11. Media Saturation and Feeling Like You Can’t Escape

Do you ever feel tired? Not physically, but culturally? That’s media saturation. We are swimming in an ocean of content. There is no shore.

Media saturation means we are constantly bombarded with messages, trends, and “must watch” shows. I feel this every Sunday night. I look at my streaming queue and feel paralyzed. There’s too much. The pop culture meaning used to be about scarcity—you watched what was on because there were only three channels. Now, it’s about curation. You have to build your own culture.

I’ve started setting boundaries. I turn off my phone for two hours every evening. It feels rebellious. And you know what? The world doesn’t end. The memes are still there when I get back. Understanding media saturation is the first step to not drowning in it.

12. Dominant Culture and Its Invisible Rules

We need to talk about the dominant culture. This is the set of norms and values that hold the most power in a society. Often, we don’t even see it.

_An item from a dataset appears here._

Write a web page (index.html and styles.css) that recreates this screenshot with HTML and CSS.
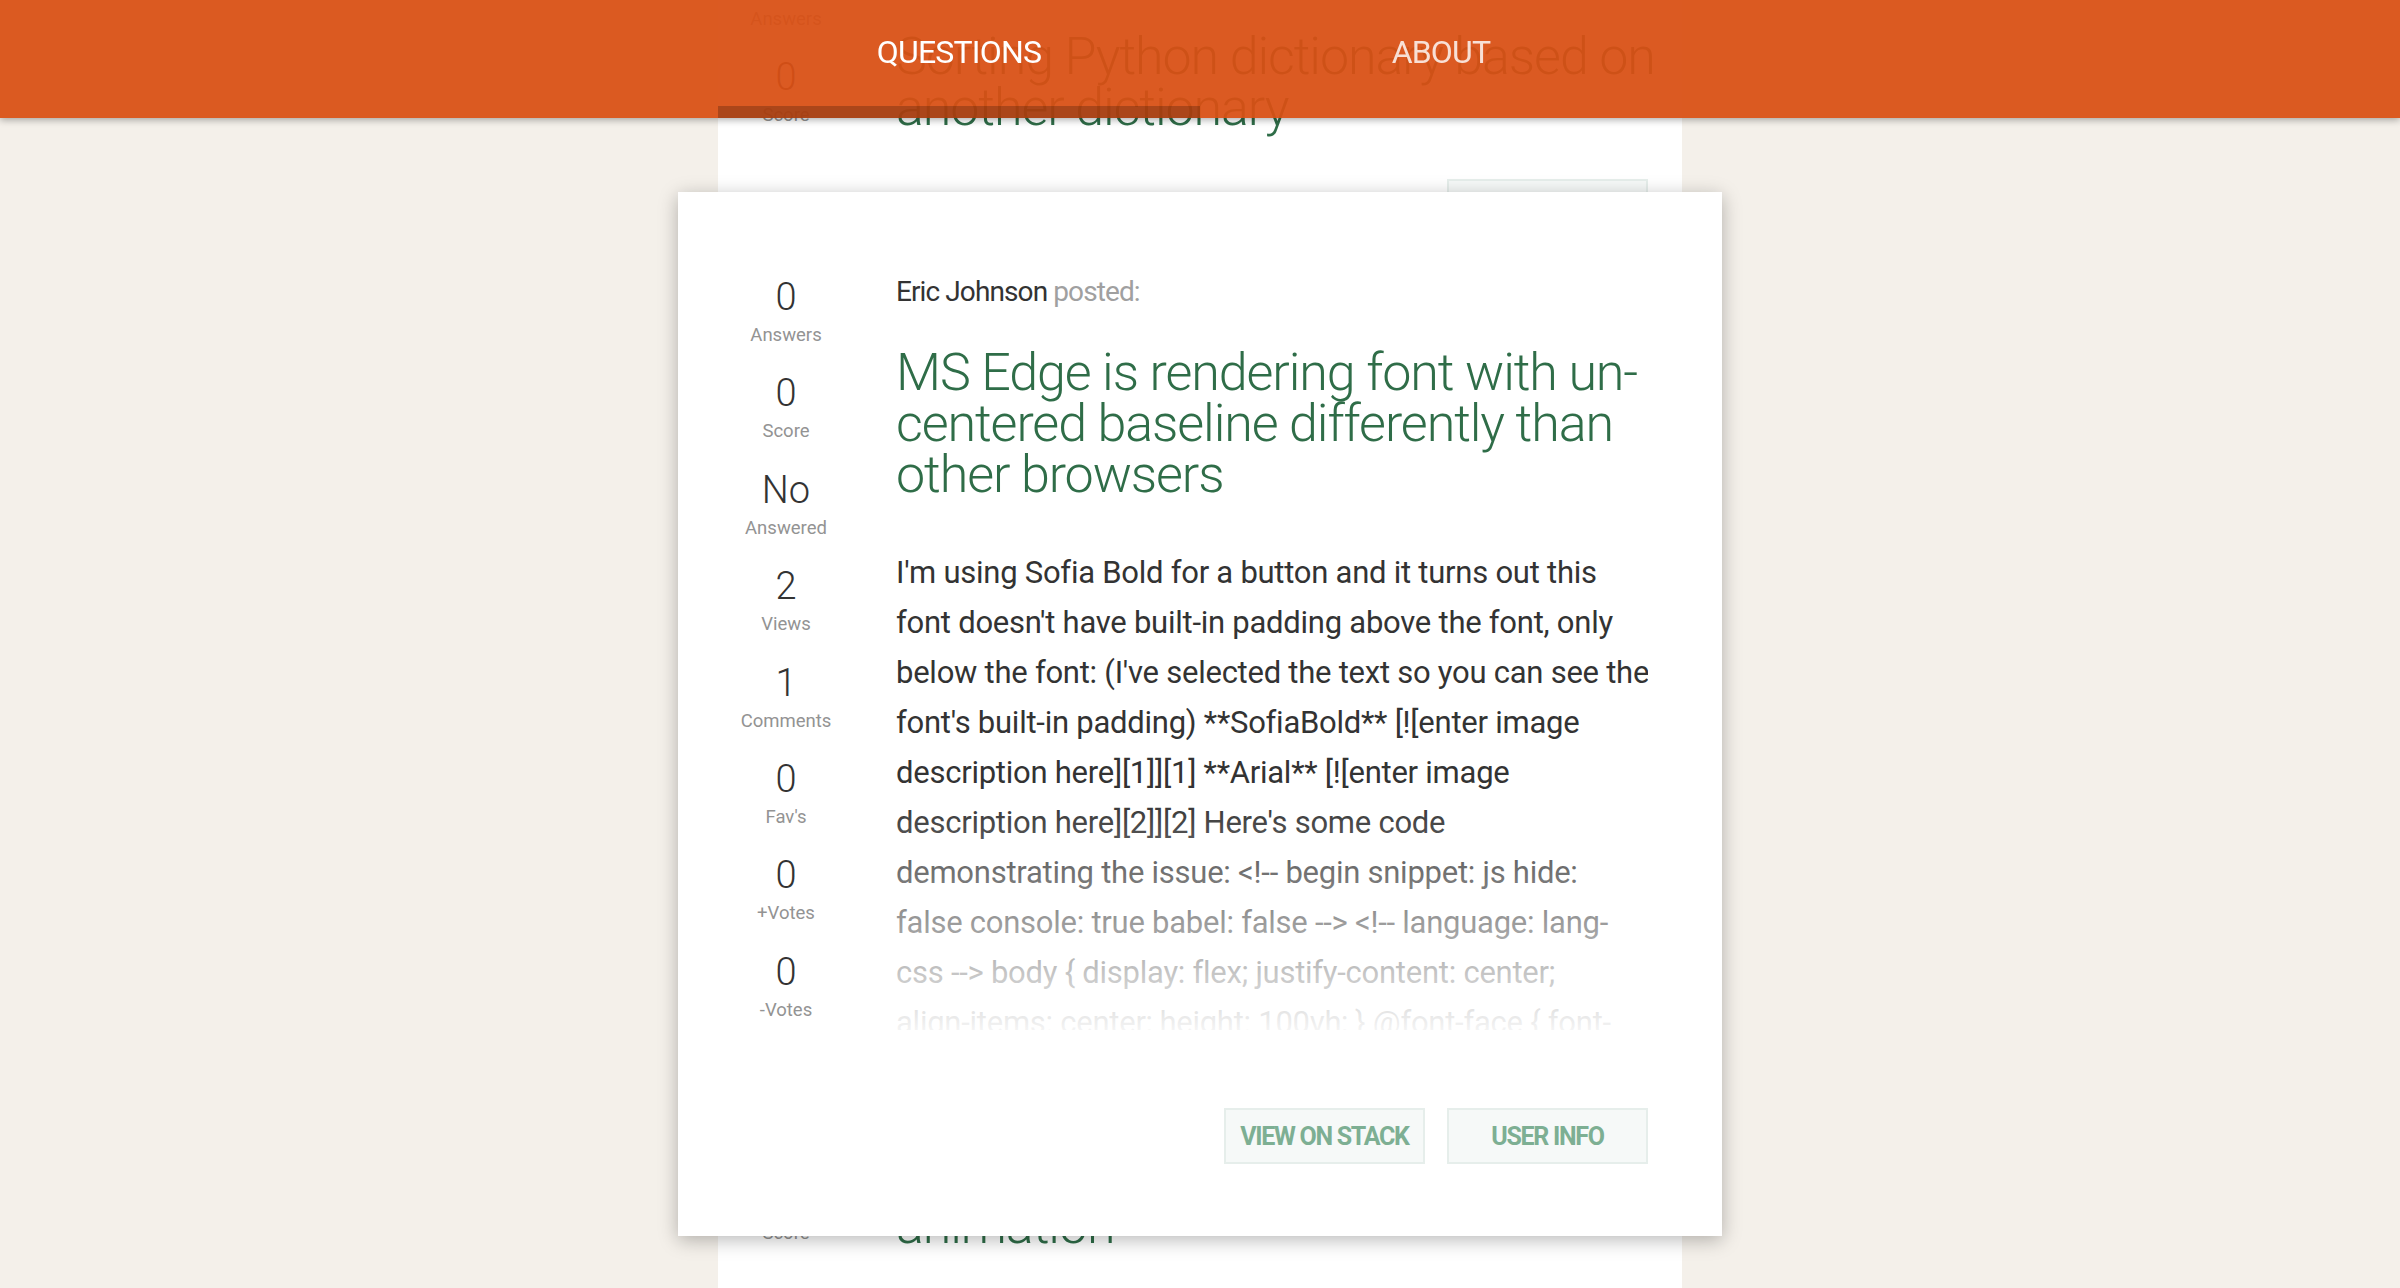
FILE: index.html
```html
<!DOCTYPE html>
<html lang="en">
<head>
<meta charset="utf-8">
<title>Stack Questions</title>
<link rel="stylesheet" href="styles.css">
</head>
<body>
<header class="topbar">
  <nav class="tabs">
    <a class="tab tab-active" href="#">QUESTIONS</a>
    <a class="tab" href="#">ABOUT</a>
  </nav>
</header>

<main class="feed">
  <article class="item">
    <ul class="stats">
      <li class="stat"><span class="stat-num">0</span><span class="stat-label">Answers</span></li>
      <li class="stat"><span class="stat-num">0</span><span class="stat-label">Score</span></li>
    </ul>
    <div class="item-main">
      <p class="meta"><span class="author">Maria Lopez</span> posted:</p>
      <h2 class="title title-list">Sorting Python dictionary based on<br>another dictionary</h2>
      <div class="actions actions-list"><button class="btn" type="button">USER INFO</button></div>
    </div>
  </article>

  <article class="item">
    <ul class="stats">
      <li class="stat"><span class="stat-num">0</span><span class="stat-label">Answers</span></li>
      <li class="stat"><span class="stat-num">0</span><span class="stat-label">Score</span></li>
    </ul>
    <div class="item-main">
      <p class="meta"><span class="author">Eric Johnson</span> posted:</p>
      <h2 class="title title-list">MS Edge is rendering font with un-<br>centered baseline differently than<br>other browsers</h2>
      <div class="actions actions-list"><button class="btn" type="button">USER INFO</button></div>
    </div>
  </article>

  <article class="item">
    <ul class="stats">
      <li class="stat"><span class="stat-num">0</span><span class="stat-label">Answers</span></li>
      <li class="stat"><span class="stat-num">0</span><span class="stat-label">Score</span></li>
    </ul>
    <div class="item-main">
      <p class="meta"><span class="author">Tom Becker</span> posted:</p>
      <h2 class="title title-list">CSS transform flickers during<br>animation</h2>
      <div class="actions actions-list"><button class="btn" type="button">USER INFO</button></div>
    </div>
  </article>
</main>

<section class="card-open">
  <ul class="stats">
    <li class="stat"><span class="stat-num">0</span><span class="stat-label">Answers</span></li>
    <li class="stat"><span class="stat-num">0</span><span class="stat-label">Score</span></li>
    <li class="stat"><span class="stat-num">No</span><span class="stat-label">Answered</span></li>
    <li class="stat"><span class="stat-num">2</span><span class="stat-label">Views</span></li>
    <li class="stat"><span class="stat-num">1</span><span class="stat-label">Comments</span></li>
    <li class="stat"><span class="stat-num">0</span><span class="stat-label">Fav's</span></li>
    <li class="stat"><span class="stat-num">0</span><span class="stat-label">+Votes</span></li>
    <li class="stat"><span class="stat-num">0</span><span class="stat-label">-Votes</span></li>
  </ul>
  <div class="item-main">
    <p class="meta"><span class="author">Eric Johnson</span> posted:</p>
    <h2 class="title">MS Edge is rendering font with un-<br>centered baseline differently than<br>other browsers</h2>
    <div class="excerpt">
      <span class="line">I'm using Sofia Bold for a button and it turns out this</span>
      <span class="line">font doesn't have built-in padding above the font, only</span>
      <span class="line">below the font: (I've selected the text so you can see the</span>
      <span class="line">font's built-in padding) **SofiaBold** [![enter image</span>
      <span class="line">description here][1]][1] **Arial** [![enter image</span>
      <span class="line">description here][2]][2] Here's some code</span>
      <span class="line">demonstrating the issue: &lt;!-- begin snippet: js hide:</span>
      <span class="line">false console: true babel: false --&gt; &lt;!-- language: lang-</span>
      <span class="line">css --&gt; body { display: flex; justify-content: center;</span>
      <span class="line">align-items: center; height: 100vh; } @font-face { font-</span>
      <span class="line">family: 'Sofia Bold'; src: url(...); }</span>
    </div>
    <div class="actions">
      <button class="btn" type="button">VIEW ON STACK</button>
      <button class="btn" type="button">USER INFO</button>
    </div>
  </div>
</section>
</body>
</html>
```

FILE: styles.css
```css
html, body {
  margin: 0;
  padding: 0;
}

body {
  background: #f4f0ea;
  font-family: Roboto, "Liberation Sans", sans-serif;
  color: #333;
  min-height: 100vh;
  overflow: hidden;
}

/* ---------- top bar ---------- */
.topbar {
  position: fixed;
  top: 0;
  left: 0;
  right: 0;
  height: 118px;
  z-index: 10;
  background: rgba(217, 80, 20, 0.94);
  box-shadow: 0 2px 7px rgba(0, 0, 0, 0.32);
}

.tabs {
  width: 964px;
  height: 100%;
  margin: 0 auto;
  display: flex;
}

.tab {
  flex: 1;
  box-sizing: border-box;
  padding-top: 32px;
  text-align: center;
  text-decoration: none;
  font-size: 32px;
  line-height: 40px;
  font-weight: 400;
  letter-spacing: -0.8px;
  color: rgba(255, 255, 255, 0.82);
}

.tab-active {
  color: #fff;
  box-shadow: inset 0 -12px 0 rgba(0, 0, 0, 0.22);
}

/* ---------- list ---------- */
.feed {
  width: 964px;
  margin: -124px auto 0;
  background: #fff;
}

.item {
  box-sizing: border-box;
  min-height: 559px;
  display: grid;
  grid-template-columns: 136px 752px;
  column-gap: 42px;
  align-items: start;
  padding: 80px 34px 72px 0;
  overflow: hidden;
}

/* ---------- stats ---------- */
.stats {
  list-style: none;
  margin: 0;
  padding: 0;
  display: flex;
  flex-direction: column;
  align-items: center;
  gap: 20.4px;
}

.stat {
  display: flex;
  flex-direction: column;
  align-items: center;
}

.stat-num {
  font-size: 38px;
  line-height: 50px;
  font-weight: 300;
  color: #333;
}

.stat-label {
  font-size: 18.5px;
  line-height: 26px;
  color: #939393;
  white-space: nowrap;
}

/* ---------- main column ---------- */
.item-main {
  min-width: 0;
}

.meta {
  margin: 0;
  font-size: 28px;
  line-height: 40px;
  letter-spacing: -0.9px;
  color: #a0a0a0;
}

.author {
  color: #333;
}

.title {
  margin: 34.5px 0 0;
  font-size: 52px;
  line-height: 51px;
  font-weight: 300;
  letter-spacing: -1.1px;
  color: #2f6d48;
  white-space: nowrap;
}

.excerpt {
  position: relative;
  margin-top: 48.5px;
  height: 482px;
  overflow: hidden;
  font-size: 31px;
  line-height: 50px;
  letter-spacing: -0.25px;
  color: #333;
}

.excerpt::after {
  content: "";
  position: absolute;
  inset: 0;
  background: linear-gradient(to bottom, rgba(255, 255, 255, 0) 250px, rgba(255, 255, 255, 0.95) 482px);
}

.line {
  display: block;
  white-space: nowrap;
}

.actions {
  display: flex;
  justify-content: flex-end;
  gap: 22px;
  margin-top: 78px;
}

.actions-list {
  margin-top: 46.5px;
}

.btn {
  box-sizing: border-box;
  width: 201px;
  height: 56px;
  padding: 0;
  border: 2px solid #e6eeeb;
  background: #f6f9f8;
  font-family: Roboto, "Liberation Sans", sans-serif;
  font-size: 25px;
  font-weight: 700;
  letter-spacing: -1.3px;
  color: #7daf93;
  cursor: pointer;
}

/* ---------- expanded card ---------- */
.card-open {
  position: absolute;
  top: 192px;
  left: calc(50% - 522px);
  width: 1044px;
  box-sizing: border-box;
  display: grid;
  grid-template-columns: 136px 752px;
  column-gap: 42px;
  align-items: start;
  padding: 80px 74px 72px 40px;
  background: #fff;
  box-shadow: 0 4px 18px rgba(0, 0, 0, 0.28);
  z-index: 5;
}
```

It’s the water, and we are the fish.

The pop culture meaning is heavily influenced by the dominant culture. For a long time, the dominant culture in Western media was white, straight, and male. That shaped everything from the movies that got funded to the faces on magazine covers. I didn’t notice this as a kid. I just thought that’s how things were.

Now, the conversation is shifting. Marginalized groups are using pop culture to push back. They are creating their own popular art forms and demanding space. That’s healthy. That’s progress. The pop culture meaning is becoming more diverse, and that makes the whole conversation richer.